_Prompt:_
Say how many lines include the word "index". Reply with nothing but the number.

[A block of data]
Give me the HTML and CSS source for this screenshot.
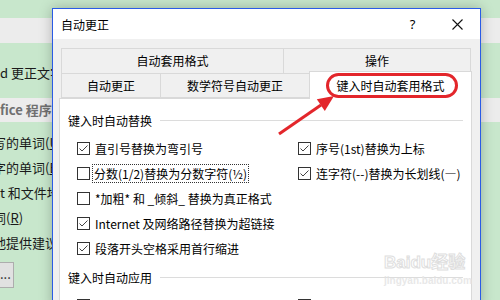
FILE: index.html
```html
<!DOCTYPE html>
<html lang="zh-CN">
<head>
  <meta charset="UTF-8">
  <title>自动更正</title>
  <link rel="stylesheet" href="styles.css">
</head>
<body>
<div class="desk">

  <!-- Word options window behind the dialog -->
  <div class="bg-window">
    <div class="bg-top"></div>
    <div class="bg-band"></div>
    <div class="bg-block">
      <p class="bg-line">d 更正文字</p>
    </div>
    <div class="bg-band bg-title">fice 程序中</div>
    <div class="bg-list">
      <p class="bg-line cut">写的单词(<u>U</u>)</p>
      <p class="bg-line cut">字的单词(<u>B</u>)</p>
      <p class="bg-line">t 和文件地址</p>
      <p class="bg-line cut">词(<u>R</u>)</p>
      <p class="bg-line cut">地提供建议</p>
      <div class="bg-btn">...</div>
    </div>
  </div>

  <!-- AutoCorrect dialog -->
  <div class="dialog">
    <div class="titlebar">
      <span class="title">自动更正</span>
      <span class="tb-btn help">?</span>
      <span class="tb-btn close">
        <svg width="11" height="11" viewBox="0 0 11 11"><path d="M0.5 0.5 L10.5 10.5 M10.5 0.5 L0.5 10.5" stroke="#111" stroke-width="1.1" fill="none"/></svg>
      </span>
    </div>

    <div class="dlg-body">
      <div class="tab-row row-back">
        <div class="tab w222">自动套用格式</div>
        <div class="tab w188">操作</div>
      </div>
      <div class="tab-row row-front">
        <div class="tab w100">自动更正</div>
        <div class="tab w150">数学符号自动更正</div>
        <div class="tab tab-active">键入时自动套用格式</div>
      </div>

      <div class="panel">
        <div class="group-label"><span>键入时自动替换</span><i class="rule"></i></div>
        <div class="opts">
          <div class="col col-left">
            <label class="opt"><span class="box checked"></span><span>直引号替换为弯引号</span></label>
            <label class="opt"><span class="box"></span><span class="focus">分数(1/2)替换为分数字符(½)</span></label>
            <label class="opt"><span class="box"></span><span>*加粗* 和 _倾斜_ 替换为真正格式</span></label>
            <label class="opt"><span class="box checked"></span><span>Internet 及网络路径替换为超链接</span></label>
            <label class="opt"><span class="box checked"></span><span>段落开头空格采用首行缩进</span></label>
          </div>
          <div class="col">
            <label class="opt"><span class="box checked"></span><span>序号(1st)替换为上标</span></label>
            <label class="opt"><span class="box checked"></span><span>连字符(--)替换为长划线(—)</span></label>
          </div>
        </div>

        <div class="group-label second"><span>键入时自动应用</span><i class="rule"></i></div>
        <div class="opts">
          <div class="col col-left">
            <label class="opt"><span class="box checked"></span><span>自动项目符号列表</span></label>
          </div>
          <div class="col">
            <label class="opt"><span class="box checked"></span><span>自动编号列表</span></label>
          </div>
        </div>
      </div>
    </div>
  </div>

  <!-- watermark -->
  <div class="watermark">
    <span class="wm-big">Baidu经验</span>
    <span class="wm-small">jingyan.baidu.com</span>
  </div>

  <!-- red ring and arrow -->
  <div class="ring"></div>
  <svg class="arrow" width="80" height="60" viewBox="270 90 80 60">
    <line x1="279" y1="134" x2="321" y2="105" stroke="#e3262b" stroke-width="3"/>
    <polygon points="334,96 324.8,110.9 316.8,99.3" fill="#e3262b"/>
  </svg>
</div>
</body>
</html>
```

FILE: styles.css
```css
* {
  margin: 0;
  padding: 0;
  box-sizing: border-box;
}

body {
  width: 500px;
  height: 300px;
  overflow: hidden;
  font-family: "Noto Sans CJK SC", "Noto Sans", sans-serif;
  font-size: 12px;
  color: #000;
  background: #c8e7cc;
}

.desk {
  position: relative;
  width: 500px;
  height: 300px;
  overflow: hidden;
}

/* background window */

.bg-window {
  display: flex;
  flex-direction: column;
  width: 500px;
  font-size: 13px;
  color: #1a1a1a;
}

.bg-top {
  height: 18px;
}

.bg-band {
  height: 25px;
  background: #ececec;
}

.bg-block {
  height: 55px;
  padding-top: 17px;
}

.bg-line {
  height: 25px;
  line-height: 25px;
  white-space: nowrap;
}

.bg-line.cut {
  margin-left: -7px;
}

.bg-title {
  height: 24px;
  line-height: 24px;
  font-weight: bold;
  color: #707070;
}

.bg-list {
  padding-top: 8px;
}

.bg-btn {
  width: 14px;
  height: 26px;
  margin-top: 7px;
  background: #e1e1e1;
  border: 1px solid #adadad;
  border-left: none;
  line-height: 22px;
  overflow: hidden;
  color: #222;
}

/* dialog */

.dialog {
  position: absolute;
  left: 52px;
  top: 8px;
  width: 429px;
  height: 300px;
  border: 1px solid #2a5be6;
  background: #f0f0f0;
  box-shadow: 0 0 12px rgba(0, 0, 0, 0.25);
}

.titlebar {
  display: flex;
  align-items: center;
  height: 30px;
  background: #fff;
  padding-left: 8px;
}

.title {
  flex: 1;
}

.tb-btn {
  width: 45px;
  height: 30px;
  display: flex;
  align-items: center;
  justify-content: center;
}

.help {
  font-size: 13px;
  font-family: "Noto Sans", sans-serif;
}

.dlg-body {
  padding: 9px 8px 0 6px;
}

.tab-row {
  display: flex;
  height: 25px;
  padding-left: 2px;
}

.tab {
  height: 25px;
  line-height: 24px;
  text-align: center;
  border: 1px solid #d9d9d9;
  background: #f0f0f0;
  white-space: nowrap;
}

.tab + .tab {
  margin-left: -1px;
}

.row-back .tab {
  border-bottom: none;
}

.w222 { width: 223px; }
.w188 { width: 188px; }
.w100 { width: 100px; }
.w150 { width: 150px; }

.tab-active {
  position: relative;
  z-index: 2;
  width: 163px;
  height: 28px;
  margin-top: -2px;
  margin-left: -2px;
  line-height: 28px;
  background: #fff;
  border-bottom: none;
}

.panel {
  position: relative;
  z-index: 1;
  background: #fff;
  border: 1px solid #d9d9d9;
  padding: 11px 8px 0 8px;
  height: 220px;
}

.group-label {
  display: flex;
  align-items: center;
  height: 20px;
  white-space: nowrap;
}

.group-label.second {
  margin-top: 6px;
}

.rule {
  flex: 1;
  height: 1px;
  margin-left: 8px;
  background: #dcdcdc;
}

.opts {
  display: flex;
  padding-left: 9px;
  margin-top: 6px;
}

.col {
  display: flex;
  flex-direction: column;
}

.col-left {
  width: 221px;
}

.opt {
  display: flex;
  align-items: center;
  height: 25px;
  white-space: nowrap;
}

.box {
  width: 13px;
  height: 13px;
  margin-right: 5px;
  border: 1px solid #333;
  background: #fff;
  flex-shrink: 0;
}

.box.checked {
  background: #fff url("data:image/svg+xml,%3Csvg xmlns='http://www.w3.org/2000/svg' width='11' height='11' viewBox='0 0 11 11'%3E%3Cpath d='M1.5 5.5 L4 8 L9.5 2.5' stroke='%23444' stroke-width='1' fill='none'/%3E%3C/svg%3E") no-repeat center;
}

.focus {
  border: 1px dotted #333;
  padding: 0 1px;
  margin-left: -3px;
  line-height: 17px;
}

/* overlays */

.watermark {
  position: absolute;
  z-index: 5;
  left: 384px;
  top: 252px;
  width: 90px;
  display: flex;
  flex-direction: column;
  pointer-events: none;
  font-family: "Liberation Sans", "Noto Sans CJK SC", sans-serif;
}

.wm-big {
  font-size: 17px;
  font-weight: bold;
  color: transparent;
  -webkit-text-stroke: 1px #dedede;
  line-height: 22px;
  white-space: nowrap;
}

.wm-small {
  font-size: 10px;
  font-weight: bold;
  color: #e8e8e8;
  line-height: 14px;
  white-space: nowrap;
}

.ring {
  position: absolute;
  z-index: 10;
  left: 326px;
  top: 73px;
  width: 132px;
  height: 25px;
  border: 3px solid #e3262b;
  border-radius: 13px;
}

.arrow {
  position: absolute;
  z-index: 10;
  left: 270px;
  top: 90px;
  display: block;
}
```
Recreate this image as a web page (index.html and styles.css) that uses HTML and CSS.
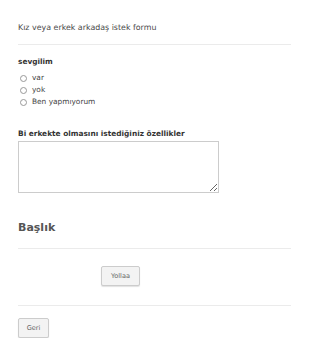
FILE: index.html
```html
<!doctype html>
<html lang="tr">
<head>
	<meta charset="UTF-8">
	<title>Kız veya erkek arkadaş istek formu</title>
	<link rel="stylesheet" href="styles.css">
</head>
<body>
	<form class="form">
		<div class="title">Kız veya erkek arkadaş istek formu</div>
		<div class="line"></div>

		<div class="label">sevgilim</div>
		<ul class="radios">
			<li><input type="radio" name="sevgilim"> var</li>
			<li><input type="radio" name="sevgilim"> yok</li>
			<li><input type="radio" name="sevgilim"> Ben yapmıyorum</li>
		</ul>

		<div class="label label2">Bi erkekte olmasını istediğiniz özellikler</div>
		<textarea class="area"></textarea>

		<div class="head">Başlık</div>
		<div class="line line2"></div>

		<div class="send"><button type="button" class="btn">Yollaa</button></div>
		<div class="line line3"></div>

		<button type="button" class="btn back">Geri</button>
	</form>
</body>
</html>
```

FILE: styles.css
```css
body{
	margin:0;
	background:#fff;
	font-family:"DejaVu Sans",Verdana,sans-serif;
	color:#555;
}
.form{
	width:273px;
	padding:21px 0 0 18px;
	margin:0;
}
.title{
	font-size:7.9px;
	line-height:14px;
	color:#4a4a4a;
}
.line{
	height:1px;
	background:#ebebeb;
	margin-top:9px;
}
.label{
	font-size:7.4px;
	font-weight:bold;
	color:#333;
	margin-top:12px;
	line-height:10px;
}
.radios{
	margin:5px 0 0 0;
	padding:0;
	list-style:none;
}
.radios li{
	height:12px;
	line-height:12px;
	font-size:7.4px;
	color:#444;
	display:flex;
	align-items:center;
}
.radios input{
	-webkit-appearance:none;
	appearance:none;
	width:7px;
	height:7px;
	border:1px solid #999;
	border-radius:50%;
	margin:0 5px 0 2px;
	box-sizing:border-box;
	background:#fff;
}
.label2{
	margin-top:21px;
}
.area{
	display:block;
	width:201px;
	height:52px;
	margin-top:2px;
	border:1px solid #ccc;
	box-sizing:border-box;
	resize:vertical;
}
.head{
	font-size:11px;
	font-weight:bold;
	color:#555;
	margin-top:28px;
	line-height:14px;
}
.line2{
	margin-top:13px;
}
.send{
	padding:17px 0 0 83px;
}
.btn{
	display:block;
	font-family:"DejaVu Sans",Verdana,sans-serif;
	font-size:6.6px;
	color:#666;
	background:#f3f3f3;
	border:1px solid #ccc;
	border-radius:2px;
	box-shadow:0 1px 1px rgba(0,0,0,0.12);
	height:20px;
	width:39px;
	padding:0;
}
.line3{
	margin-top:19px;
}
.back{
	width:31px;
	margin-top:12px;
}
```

_Response:_
8